• Your instructions: Could the lines from the start of the data through the line with "import React from" be set down exactly, with no pictures among them?

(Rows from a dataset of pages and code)
_ _ _

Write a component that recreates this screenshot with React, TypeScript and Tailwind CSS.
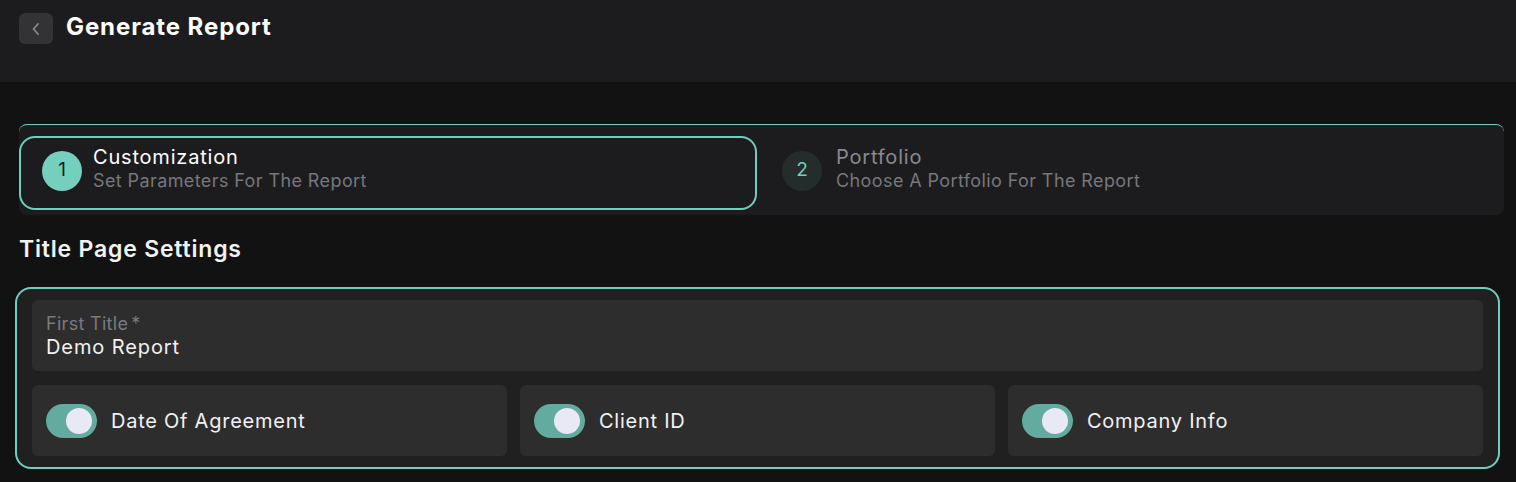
import React from "react";

function Toggle() {
  return (
    <div className="w-[51px] h-[34px] rounded-full bg-[#64ab9f] flex items-center justify-end pr-[5px] shrink-0">
      <div className="w-[26px] h-[26px] rounded-full bg-[#e8e9f5]" />
    </div>
  );
}

function ToggleBox({ label }: { label: string }) {
  return (
    <div className="flex-1 h-[71px] bg-[#2d2d2d] rounded-[6px] flex items-center pl-[14px] gap-[14px]">
      <Toggle />
      <span className="text-[20px] tracking-[0.75px] text-[#f2f2f2]">{label}</span>
    </div>
  );
}

export default function App() {
  return (
    <div
      className="w-[1516px] h-[482px] bg-[#121212] overflow-hidden"
      style={{ fontFamily: "Inter, 'Noto Sans', sans-serif" }}
    >
      <header className="h-[82px] bg-[#1c1c1e] flex items-start pt-[13px] pl-[19px] gap-[13px]">
        <button className="w-[34px] h-[31px] rounded-[6px] bg-[#333336] flex items-center justify-center">
          <svg width="12" height="14" viewBox="0 0 12 14" fill="none">
            <path d="M8 2 L3.5 7 L8 12" stroke="#8a8a90" strokeWidth="1.7" strokeLinecap="round" strokeLinejoin="round" />
          </svg>
        </button>
        <h1 className="text-[24px] font-bold tracking-[0.9px] text-white leading-[28px]">Generate Report</h1>
      </header>

      <div className="px-[19px] pt-[42px]">
        <div className="w-[1485px] h-[91px] bg-[#1c1c1e] rounded-[8px] border-t border-[#6fcfbf] flex items-start pt-[11px] gap-[4px]">
          <div className="w-[738px] h-[74px] border-2 border-[#6fcfbf] rounded-[16px] flex items-center pl-[21px] gap-[11px] pb-[9px]">
            <div className="w-[40px] h-[40px] mt-[4px] rounded-full bg-[#74cfbd] flex items-center justify-center text-[19px] text-[#1a1a1a]">1</div>
            <div className="flex flex-col">
              <span className="text-[20px] tracking-[0.8px] text-white leading-[24px]">Customization</span>
              <span className="text-[18px] tracking-[0.4px] text-[#77777c] leading-[24px]">Set Parameters For The Report</span>
            </div>
          </div>
          <div className="flex-1 h-[74px] flex items-center pl-[21px] gap-[14px] pb-[9px]">
            <div className="w-[40px] h-[40px] mt-[4px] rounded-full bg-[#242c2c] flex items-center justify-center text-[19px] text-[#74cfbd]">2</div>
            <div className="flex flex-col">
              <span className="text-[20px] tracking-[0.8px] text-[#8a8a8f] leading-[24px]">Portfolio</span>
              <span className="text-[18px] tracking-[0.4px] text-[#77777c] leading-[24px]">Choose A Portfolio For The Report</span>
            </div>
          </div>
        </div>

        <h2 className="text-[23px] font-semibold tracking-[0.8px] text-[#f2f2f2] mt-[20px] leading-[28px]">Title Page Settings</h2>
      </div>

      <div className="ml-[15px] mt-[24px] w-[1485px] h-[182px] border-2 border-[#6fcfbf] rounded-[16px] bg-[#202020] py-[11px] px-[15px] flex flex-col gap-[14px]">
        <div className="h-[71px] bg-[#2d2d2d] rounded-[6px] px-[14px] pt-[13px] flex flex-col">
          <span className="text-[18px] tracking-[0.3px] text-[#7a7a7e] leading-[22px]">
            First Title<span className="ml-[3px]">*</span>
          </span>
          <span className="text-[20px] tracking-[0.9px] text-[#f2f2f2] leading-[24px]">Demo Report</span>
        </div>
        <div className="flex gap-[13px]">
          <ToggleBox label="Date Of Agreement" />
          <ToggleBox label="Client ID" />
          <ToggleBox label="Company Info" />
        </div>
      </div>
    </div>
  );
}
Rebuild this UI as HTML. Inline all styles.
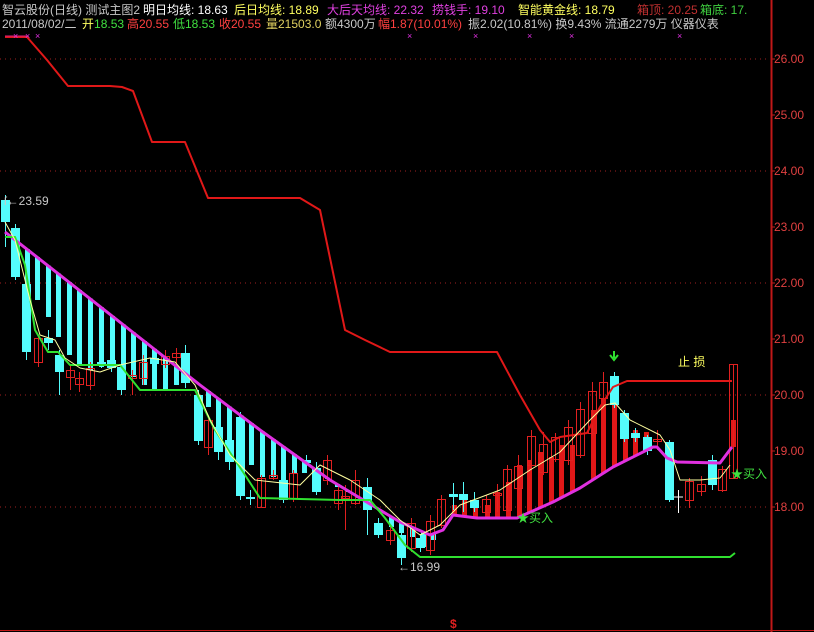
<!DOCTYPE html>
<html><head><meta charset="utf-8">
<style>
html,body{margin:0;padding:0;background:#000;}
body{width:814px;height:632px;overflow:hidden;position:relative;font-family:"Liberation Sans","Noto Sans CJK SC",sans-serif;font-size:12px;}
.t{position:absolute;white-space:nowrap;line-height:14px;}
svg{position:absolute;left:0;top:0;}
</style></head><body>
<svg id="s" width="814" height="632" viewBox="0 0 814 632"></svg>
<div class="t" style="left:2px;top:3px;color:#c8c8c8">智云股份(日线) 测试主图2</div>
<div class="t" style="left:143px;top:3px;color:#fff">明日均线: 18.63</div>
<div class="t" style="left:234px;top:3px;color:#ffff60">后日均线: 18.89</div>
<div class="t" style="left:327px;top:3px;color:#e040e0">大后天均线: 22.32</div>
<div class="t" style="left:432px;top:3px;color:#e040e0">捞钱手: 19.10</div>
<div class="t" style="left:518px;top:3px;color:#ffff60">智能黄金线: 18.79</div>
<div class="t" style="left:637px;top:3px;color:#c03030">箱顶: 20.25</div>
<div class="t" style="left:700px;top:3px;color:#40d040">箱底: 17.</div>
<div class="t" style="left:2px;top:17px;color:#c8c8c8">2011/08/02/二</div>
<div class="t" style="left:82px;top:17px;color:#ffff60">开<span style="color:#40e040">18.53</span></div>
<div class="t" style="left:127px;top:17px;color:#ff4040">高20.55</div>
<div class="t" style="left:173px;top:17px;color:#40e040">低18.53</div>
<div class="t" style="left:219px;top:17px;color:#ff4040">收20.55</div>
<div class="t" style="left:266px;top:17px;color:#e0d060">量21503.0</div>
<div class="t" style="left:325px;top:17px;color:#c8c8c8">额4300万</div>
<div class="t" style="left:378px;top:17px;color:#ff4040">幅1.87(10.01%)</div>
<div class="t" style="left:468px;top:17px;color:#c8c8c8">振2.02(10.81%) 换9.43% 流通2279万 仪器仪表</div>
<div class="t" style="left:774px;top:52px;color:#e04040">26.00</div>
<div class="t" style="left:774px;top:108px;color:#e04040">25.00</div>
<div class="t" style="left:774px;top:164px;color:#e04040">24.00</div>
<div class="t" style="left:774px;top:220px;color:#e04040">23.00</div>
<div class="t" style="left:774px;top:276px;color:#e04040">22.00</div>
<div class="t" style="left:774px;top:332px;color:#e04040">21.00</div>
<div class="t" style="left:774px;top:388px;color:#e04040">20.00</div>
<div class="t" style="left:774px;top:444px;color:#e04040">19.00</div>
<div class="t" style="left:774px;top:500px;color:#e04040">18.00</div>
<div class="t" style="left:4px;top:194px;color:#c8c8c8">ſ←23.59</div>
<div class="t" style="left:398px;top:560px;color:#c8c8c8">←16.99</div>
<div class="t" style="left:517px;top:511px;color:#40e040">★买入</div>
<div class="t" style="left:731px;top:467px;color:#40e040">★买入</div>
<div class="t" style="left:678px;top:355px;color:#ffff60">止 损</div>
<div class="t" style="left:450px;top:617px;color:#e02020;font-weight:bold">$</div>
<script>
var s=document.getElementById('s'),h='';
function L(pts,c,w){h+='<polyline fill="none" stroke="'+c+'" stroke-width="'+w+'" stroke-linejoin="round" points="'+pts.map(function(p){return p.join(',')}).join(' ')+'"/>';}
[59,171,283,395,507].forEach(function(y){h+='<line x1="0" y1="'+y+'" x2="770" y2="'+y+'" stroke="#a02020" stroke-dasharray="1,4"/>';});
[59,115,171,227,283,339,395,451,507].forEach(function(y){h+='<line x1="771" y1="'+y+'" x2="775" y2="'+y+'" stroke="#c02020"/>';});
h+='<line x1="771.5" y1="0" x2="771.5" y2="632" stroke="#c01818" stroke-width="2"/>';
h+='<line x1="0" y1="630.5" x2="814" y2="630.5" stroke="#c01818"/>';
var mag=[[5,232],[200,385],[260,430],[330,480],[400,522],[430,535],[443,530],[453,515],[477,518],[517,518],[553,502],[580,488],[613,467],[653,447],[657,447],[667,458],[677,462],[720,463],[732,447]];
function my(x){for(var i=0;i<mag.length-1;i++){if(x>=mag[i][0]&&x<=mag[i+1][0]){var a=mag[i],b=mag[i+1];return a[1]+(b[1]-a[1])*(x-a[0])/(b[0]-a[0]);}}return mag[mag.length-1][1];}
var cb=[[27,287],[37,300],[48,317],[58,337],[69,355],[79,365],[90,370],[101,367],[112,360],[123,367],[133,377],[144,385],[154,390],[165,390],[176,385],[208,407],[218,427],[229,440],[241,452],[251,465],[262,477],[273,477],[283,480],[294,473],[304,473],[315,468],[327,475],[337,487],[347,492],[358,493],[368,500],[379,507],[391,527],[401,533],[412,537],[423,547],[433,540]];
cb.forEach(function(b){var t=my(b[0]);h+='<rect x="'+(b[0]-2)+'" y="'+t+'" width="5" height="'+Math.max(1,b[1]-t)+'" fill="#54fcfc"/>';});
var rb=[[454,505],[464,500],[475,505],[487,505],[497,492],[508,482],[519,465],[529,460],[540,452],[551,457],[561,445],[572,445],[593,410],[603,398],[614,403],[625,430],[635,430],[646,432],[733,420]];
rb.forEach(function(b){var bt=my(b[0]);h+='<rect x="'+(b[0]-2)+'" y="'+b[1]+'" width="5" height="'+Math.max(1,bt-b[1])+'" fill="#e01818"/>';});
var C=[[5,200,222,195,247,'c'],[15,228,277,224,280,'c'],[26,284,352,280,360,'c'],[38,338,362,335,367,'r'],[48,338,343,330,350,'c'],[59,355,372,350,395,'c'],[70,370,377,365,390,'r'],[79,378,384,372,392,'r'],[90,368,385,362,390,'r'],[101,362,365,358,368,'c'],[111,360,368,355,372,'c'],[121,367,390,362,395,'c'],[132,375,378,370,395,'r'],[143,362,378,355,385,'r'],[154,358,364,350,368,'c'],[165,356,364,350,368,'r'],[176,353,357,348,365,'r'],[185,353,383,345,388,'c'],[198,395,441,390,445,'c'],[208,420,447,415,455,'r'],[218,427,452,420,460,'c'],[229,440,462,433,470,'c'],[240,417,496,412,500,'c'],[250,497,499,490,505,'c'],[261,478,507,475,508,'r'],[273,475,478,470,480,'r'],[283,480,500,476,503,'c'],[293,473,498,470,502,'r'],[306,460,463,455,470,'c'],[316,468,492,462,495,'c'],[327,460,480,455,485,'r'],[338,490,503,485,510,'r'],[345,496,498,485,530,'r'],[355,480,503,470,505,'r'],[367,487,510,478,535,'c'],[378,523,535,518,538,'c'],[390,530,540,525,545,'r'],[401,535,558,530,565,'c'],[411,523,548,518,552,'r'],[420,538,548,534,552,'c'],[430,521,550,515,555,'r'],[441,499,525,495,528,'r'],[453,494,497,483,510,'c'],[463,494,500,482,512,'c'],[474,500,508,492,512,'c'],[486,499,512,495,515,'r'],[497,493,495,484,512,'r'],[507,469,510,465,512,'r'],[518,466,488,455,490,'r'],[531,436,465,430,470,'r'],[543,444,472,432,475,'r'],[555,437,459,433,462,'r'],[568,427,460,420,465,'r'],[580,409,455,402,458,'r'],[592,391,433,382,436,'r'],[603,382,398,372,410,'r'],[614,376,405,372,408,'c'],[624,413,439,410,442,'c'],[635,433,438,428,442,'c'],[647,437,451,435,455,'c'],[657,439,441,430,450,'r'],[669,442,500,440,502,'c'],[678,497,499,490,513,'w'],[689,481,500,478,508,'r'],[701,484,491,476,496,'r'],[712,460,485,455,490,'c'],[722,469,490,466,492,'r'],[733,364,478,364,478,'r']];
C.forEach(function(c){var x=c[0],col=c[5];var st=col=='c'?'#54fcfc':col=='w'?'#fff':'#e02020';
h+='<line x1="'+(x+.5)+'" y1="'+c[3]+'" x2="'+(x+.5)+'" y2="'+c[4]+'" stroke="'+st+'"/>';
var hh=Math.max(1,c[2]-c[1]);
if(col=='c')h+='<rect x="'+(x-4)+'" y="'+c[1]+'" width="9" height="'+hh+'" fill="#54fcfc"/>';
else if(col=='w')h+='<line x1="'+(x-4)+'" y1="'+c[1]+'" x2="'+(x+5)+'" y2="'+c[1]+'" stroke="#fff"/>';
else h+='<rect x="'+(x-3.5)+'" y="'+(c[1]+.5)+'" width="8" height="'+hh+'" fill="none" stroke="#e02020"/>';});
L([[5,37],[27,37],[47,60],[68,86],[110,86],[122,87],[133,91],[152,142],[185,142],[208,198],[300,198],[320,210],[345,330],[365,340],[390,352],[497,352],[520,395],[540,430],[550,442],[560,437],[587,433],[600,407],[613,387],[627,381],[732,381]],'#e01818',2);
L(mag,'#e030e0',3);
L([[5,237],[15,237],[25,265],[35,330],[48,352],[58,352],[70,365],[120,365],[140,390],[195,390],[215,430],[245,475],[260,498],[340,500],[370,500],[385,518],[405,545],[420,557],[730,557],[735,553]],'#30e030',2);
L([[5,222],[15,240],[30,300],[40,335],[55,340],[65,358],[80,368],[100,372],[120,365],[150,358],[175,362],[195,385],[210,420],[230,455],[255,480],[300,485],[320,465],[350,480],[380,500],[400,520],[420,535],[440,525],[460,505],[500,490],[530,470],[560,452],[590,420],[605,405],[615,403],[630,420],[660,435],[670,450],[680,480],[700,480],[720,478],[730,465]],'#ffffa0',1);
h+='<line x1="5" y1="36" x2="27" y2="36" stroke="#e02080"/>';
[[16,36],[28,36],[38,36],[410,36],[476,36],[530,36],[572,36],[680,36]].forEach(function(p){h+='<text x="'+(p[0]-3)+'" y="'+(p[1]+3)+'" fill="#e030e0" font-size="9" font-family="Liberation Sans">×</text>';});
h+='<path d="M614 351 v7 M610 355 l4 5 l4 -5" stroke="#30e030" stroke-width="2" fill="none"/>';
s.innerHTML=h;
</script>
</body></html>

_ _ _

• Task answer:
Write a component that recreates this screenshot with React, TypeScript and Tailwind CSS.
import React from "react";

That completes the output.